AVAILABLE DATA:
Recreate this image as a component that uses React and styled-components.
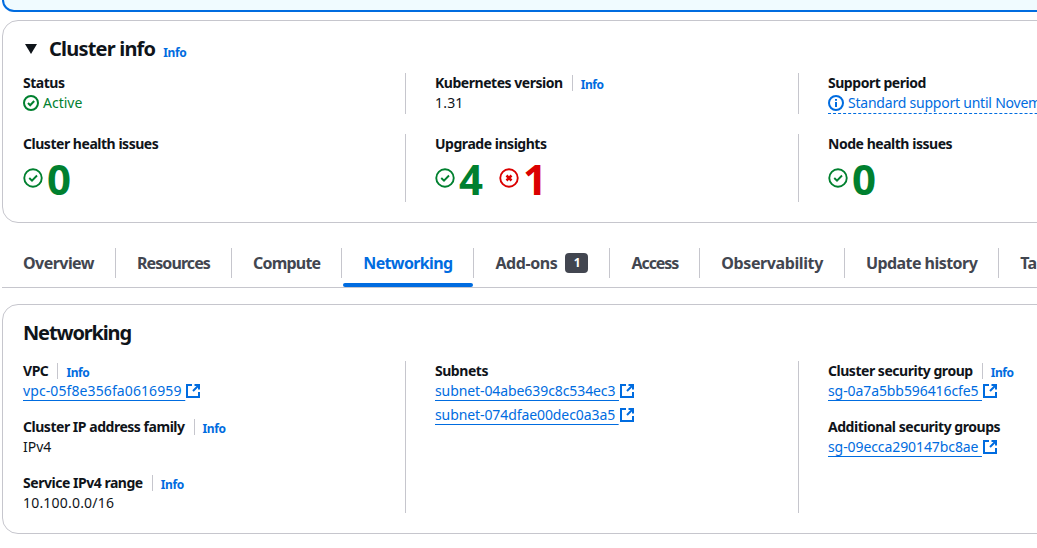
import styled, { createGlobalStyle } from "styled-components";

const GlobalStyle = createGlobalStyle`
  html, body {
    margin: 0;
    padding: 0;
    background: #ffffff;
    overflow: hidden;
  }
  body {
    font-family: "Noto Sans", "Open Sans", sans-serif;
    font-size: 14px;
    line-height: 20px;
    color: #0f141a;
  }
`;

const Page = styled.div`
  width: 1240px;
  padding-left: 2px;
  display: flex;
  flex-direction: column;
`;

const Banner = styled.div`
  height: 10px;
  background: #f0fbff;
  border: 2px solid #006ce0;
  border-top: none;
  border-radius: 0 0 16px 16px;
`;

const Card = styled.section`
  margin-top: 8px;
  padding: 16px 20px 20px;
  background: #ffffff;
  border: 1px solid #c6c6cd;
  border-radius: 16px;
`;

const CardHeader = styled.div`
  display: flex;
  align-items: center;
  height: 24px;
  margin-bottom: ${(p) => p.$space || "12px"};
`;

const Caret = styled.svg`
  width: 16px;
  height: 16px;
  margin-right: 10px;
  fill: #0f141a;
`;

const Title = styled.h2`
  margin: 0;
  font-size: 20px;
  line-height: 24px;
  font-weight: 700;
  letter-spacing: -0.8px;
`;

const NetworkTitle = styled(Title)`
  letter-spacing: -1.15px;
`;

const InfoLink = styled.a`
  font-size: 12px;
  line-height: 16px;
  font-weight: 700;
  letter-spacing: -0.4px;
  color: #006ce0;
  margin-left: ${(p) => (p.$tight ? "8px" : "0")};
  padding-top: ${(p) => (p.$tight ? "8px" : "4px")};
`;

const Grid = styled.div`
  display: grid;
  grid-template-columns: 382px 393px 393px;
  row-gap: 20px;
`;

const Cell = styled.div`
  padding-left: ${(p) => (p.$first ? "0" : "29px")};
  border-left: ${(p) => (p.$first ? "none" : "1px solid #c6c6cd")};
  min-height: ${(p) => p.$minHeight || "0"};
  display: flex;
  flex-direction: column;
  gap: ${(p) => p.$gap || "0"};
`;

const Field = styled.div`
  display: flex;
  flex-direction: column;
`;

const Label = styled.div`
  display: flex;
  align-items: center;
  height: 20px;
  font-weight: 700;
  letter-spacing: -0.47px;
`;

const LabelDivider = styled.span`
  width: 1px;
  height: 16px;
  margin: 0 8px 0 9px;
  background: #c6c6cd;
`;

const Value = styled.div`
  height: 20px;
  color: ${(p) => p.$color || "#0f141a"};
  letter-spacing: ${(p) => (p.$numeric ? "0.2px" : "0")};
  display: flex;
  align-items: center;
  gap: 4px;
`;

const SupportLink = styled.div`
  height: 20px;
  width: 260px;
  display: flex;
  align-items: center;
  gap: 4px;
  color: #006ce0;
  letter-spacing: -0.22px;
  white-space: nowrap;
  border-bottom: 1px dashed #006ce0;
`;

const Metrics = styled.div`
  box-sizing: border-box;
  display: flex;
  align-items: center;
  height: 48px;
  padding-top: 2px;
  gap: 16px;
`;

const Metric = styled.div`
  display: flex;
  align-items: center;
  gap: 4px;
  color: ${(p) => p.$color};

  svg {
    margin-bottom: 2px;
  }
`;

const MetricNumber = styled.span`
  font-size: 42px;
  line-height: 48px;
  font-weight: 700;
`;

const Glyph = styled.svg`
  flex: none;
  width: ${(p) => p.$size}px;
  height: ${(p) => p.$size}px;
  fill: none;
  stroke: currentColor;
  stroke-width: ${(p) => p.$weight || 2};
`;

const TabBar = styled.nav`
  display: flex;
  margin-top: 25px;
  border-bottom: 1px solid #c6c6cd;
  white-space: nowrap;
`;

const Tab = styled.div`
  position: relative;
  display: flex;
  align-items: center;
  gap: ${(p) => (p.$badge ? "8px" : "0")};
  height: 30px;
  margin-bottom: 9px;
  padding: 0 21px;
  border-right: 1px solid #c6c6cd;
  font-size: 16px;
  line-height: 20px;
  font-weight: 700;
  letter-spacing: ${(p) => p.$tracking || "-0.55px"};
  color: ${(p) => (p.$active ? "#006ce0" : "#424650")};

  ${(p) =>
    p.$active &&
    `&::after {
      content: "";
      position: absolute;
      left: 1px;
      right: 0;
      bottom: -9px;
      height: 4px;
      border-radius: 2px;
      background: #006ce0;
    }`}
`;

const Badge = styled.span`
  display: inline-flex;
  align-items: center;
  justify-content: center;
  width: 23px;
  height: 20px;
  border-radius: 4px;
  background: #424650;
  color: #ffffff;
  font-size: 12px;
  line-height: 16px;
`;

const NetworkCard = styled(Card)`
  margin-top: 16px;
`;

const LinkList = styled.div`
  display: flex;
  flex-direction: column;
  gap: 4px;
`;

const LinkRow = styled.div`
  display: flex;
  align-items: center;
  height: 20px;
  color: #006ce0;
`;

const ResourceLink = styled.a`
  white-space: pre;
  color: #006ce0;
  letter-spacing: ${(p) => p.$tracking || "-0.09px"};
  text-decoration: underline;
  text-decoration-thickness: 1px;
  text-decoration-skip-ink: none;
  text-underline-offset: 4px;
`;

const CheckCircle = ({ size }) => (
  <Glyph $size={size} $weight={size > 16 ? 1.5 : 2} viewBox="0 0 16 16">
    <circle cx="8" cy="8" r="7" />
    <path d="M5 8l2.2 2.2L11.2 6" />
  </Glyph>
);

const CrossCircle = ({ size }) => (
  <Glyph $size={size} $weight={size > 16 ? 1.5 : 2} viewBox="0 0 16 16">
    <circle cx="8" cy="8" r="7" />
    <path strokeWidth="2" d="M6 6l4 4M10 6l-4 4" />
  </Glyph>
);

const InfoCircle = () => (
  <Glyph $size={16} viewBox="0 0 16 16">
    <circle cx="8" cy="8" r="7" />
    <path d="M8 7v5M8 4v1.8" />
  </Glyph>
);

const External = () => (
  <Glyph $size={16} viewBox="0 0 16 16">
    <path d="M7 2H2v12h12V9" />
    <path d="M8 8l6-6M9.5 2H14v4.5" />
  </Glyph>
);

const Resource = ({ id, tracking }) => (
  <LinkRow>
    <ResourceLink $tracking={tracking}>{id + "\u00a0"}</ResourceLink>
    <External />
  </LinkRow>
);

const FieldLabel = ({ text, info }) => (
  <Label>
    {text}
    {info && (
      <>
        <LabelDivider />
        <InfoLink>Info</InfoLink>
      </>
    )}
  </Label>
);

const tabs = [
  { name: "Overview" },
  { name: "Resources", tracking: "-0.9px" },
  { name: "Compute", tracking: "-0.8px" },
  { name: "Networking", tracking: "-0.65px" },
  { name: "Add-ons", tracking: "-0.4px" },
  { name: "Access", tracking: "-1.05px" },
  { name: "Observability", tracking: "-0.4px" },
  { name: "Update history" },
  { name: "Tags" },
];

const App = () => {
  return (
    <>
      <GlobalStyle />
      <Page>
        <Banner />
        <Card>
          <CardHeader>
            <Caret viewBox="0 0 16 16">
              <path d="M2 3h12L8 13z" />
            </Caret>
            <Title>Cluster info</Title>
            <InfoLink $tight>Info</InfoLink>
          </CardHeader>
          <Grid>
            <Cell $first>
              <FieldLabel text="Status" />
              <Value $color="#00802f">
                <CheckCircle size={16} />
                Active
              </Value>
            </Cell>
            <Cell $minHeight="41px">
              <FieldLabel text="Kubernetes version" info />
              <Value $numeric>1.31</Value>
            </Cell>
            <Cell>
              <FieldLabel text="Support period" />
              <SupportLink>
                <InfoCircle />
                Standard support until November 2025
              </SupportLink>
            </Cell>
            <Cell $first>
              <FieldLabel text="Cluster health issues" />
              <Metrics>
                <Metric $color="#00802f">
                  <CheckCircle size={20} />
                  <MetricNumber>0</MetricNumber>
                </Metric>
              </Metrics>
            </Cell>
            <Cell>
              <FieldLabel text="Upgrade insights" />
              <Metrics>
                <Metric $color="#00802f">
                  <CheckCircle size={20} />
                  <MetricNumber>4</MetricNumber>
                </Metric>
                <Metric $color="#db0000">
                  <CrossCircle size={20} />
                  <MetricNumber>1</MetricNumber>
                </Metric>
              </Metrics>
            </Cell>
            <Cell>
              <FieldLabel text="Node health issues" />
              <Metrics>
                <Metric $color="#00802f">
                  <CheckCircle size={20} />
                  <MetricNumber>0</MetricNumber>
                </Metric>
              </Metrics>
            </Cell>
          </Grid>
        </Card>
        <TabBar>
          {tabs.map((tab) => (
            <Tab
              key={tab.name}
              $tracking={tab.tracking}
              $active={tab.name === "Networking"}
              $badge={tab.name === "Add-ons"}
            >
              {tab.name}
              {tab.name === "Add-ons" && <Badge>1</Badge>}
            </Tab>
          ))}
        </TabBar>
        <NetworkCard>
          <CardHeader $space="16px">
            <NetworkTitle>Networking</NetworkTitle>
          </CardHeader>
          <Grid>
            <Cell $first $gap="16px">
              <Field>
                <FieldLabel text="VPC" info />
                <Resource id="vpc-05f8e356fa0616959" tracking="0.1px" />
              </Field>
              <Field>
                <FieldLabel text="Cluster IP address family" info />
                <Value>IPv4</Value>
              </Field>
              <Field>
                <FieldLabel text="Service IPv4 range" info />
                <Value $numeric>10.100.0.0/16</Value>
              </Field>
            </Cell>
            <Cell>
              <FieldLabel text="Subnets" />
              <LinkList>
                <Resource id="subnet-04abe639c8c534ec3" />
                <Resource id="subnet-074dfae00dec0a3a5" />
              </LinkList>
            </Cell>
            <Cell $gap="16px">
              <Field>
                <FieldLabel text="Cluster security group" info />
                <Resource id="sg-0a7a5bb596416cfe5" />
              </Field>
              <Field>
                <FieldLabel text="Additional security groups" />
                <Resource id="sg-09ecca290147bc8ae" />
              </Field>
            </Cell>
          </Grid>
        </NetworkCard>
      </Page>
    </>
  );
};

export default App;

DIRECTIONS:
Check every line for "components" and show the ones that have it.

CORRECT ANSWER:
Recreate this image as a component that uses React and styled-components.
import styled, { createGlobalStyle } from "styled-components";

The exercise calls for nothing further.